FSA enforcement: new penalty framework

Sonya Morley
On 1 March 2010, the Financial Services Authority (FSA) published a policy statement on enforcement of financial penalties (PS10/4) together with amendments to the guidance in the Decision Procedure and Penalties manual (DEPP) (the revised guidance), following a consultation period between June and October 2009 (for background on the consultation, see Legal update, Enforcement of financial penalties: the FSA bares its teeth).
The revised guidance applies to any breach of the FSA rules which takes place on or after 6 March 2010. Where misconduct straddles that date, the revised guidance will apply to conduct from 6 March 2010 and the existing guidance will apply to conduct before that date.
The aims of the proposals outlined in the FSA's consultation paper were greater transparency, improved consistency and higher penalties to achieve credible deterrence.
The key changes that the FSA has made to the DEPP are to:
  • Apply a five-step approach to determining the penalty for individuals, firms and market abuse cases (step 1= disgorgement; step 2 = discipline; step 3 = mitigating/aggravating factors; step 4 = deterrence; and step 5 = settlement).

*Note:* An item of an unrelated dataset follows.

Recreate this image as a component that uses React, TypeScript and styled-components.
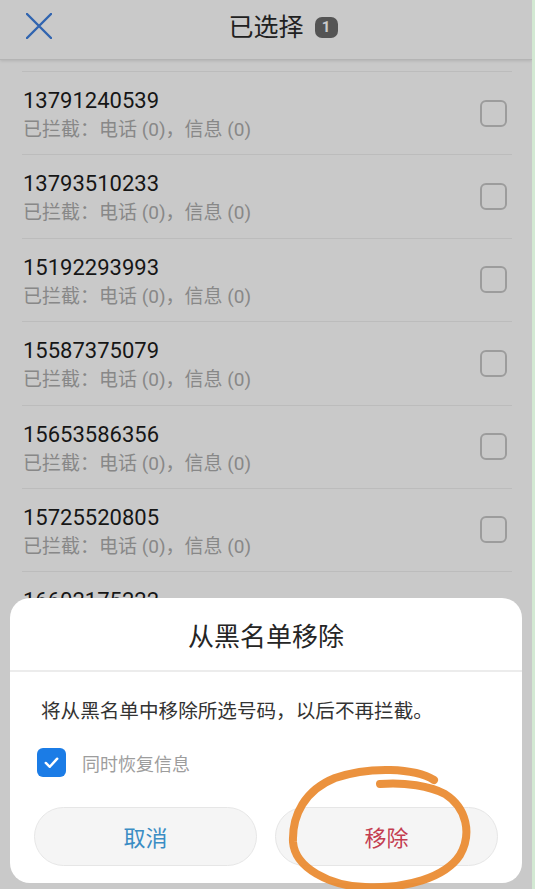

  • Explain the circumstances in which the FSA will consider reducing the proposed penalty to take account of serious financial hardship.
The starting point to determine the discipline element (step 2) will be to set the penalty based on a percentage of a minimum of a year's "relevant revenue" (for firms, ranging between 0% to 20%) or income (for individuals, ranging between 0% to 40%), or where the conduct continues for longer than a year, for the period of the breach.
In the case of a one-off event, such as an isolated incident of mis-marking, the relevant revenue or income will be that derived during the 12 months preceding the breach. The percentage used will depend on the seriousness, nature and impact of the misconduct, adopting a sliding scale from levels 1 to 5 on the basis that the more serious the misconduct, the higher the percentage applied.